Another major waste of talent was the Celebrity Family Feud. It was an amazing idea to do The Voice versus American Idol, but I feel like there was so much more time spent on Kenan’s Steve Harvey wisecracks (which were pretty good) and less time on seeing the different characters interact. We barely even got a full impersonation performance out of the remainder of The Voice team. There could’ve been so much more done here, beyond Kenan’s performance.

The Wishin’ Boot was fun, but my biggest issue here is just took so damn long (I mean, it is basically just a silly song / music video). I was over the conceit after Aidy Bryant got bailed out of jail by the boot.
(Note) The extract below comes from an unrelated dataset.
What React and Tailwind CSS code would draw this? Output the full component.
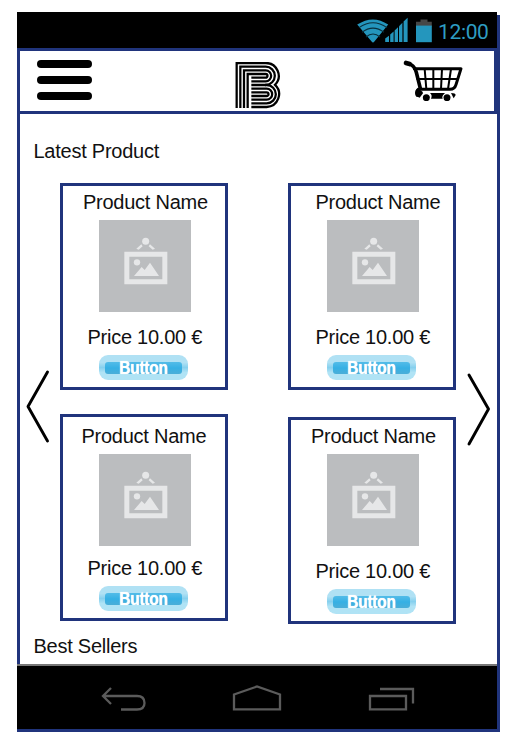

Weekend Update Moment of the Week: I’m kind of worried about how many digs were taken at Michael Che, but I will say the moments with Riblet and his ex-girlfriend won out for me this week, especially with that final reveal that Riblet is now dating Che’s ex. The Pete Davidson bit here was kind of straddling the line between a-ha funny and mildly uncomfortable (I mean, that’s definitely his style but I felt his “I looked up gay porn” thing was less nuanced than his usual), and I worried about the major misstep in one of Michael Che’s reporting jokes where basically no one reacted. They’re definitely trying out some new types of jokes and bits (I appreciated the instant replay homage), but I do enjoy how Michael Che interacts with his guest bits. He gets a certain level of interaction out of the guest bits than Colin Jost does (except when Leslie Jones comes on, of course), which is what makes the Riblet / Ex-Girlfriend ragging on Michael Che thing work in the end. They bring out something perhaps more natural out of Michael Che’s performance in a fun way that stretches outside the usual Weekend Update style.

Player of the Week: I really gotta give it up to Kenan this week, and Aidy Bryant. There was so much love for Kenan’s performances, and Aidy Bryant just took every sketch she was in to another level.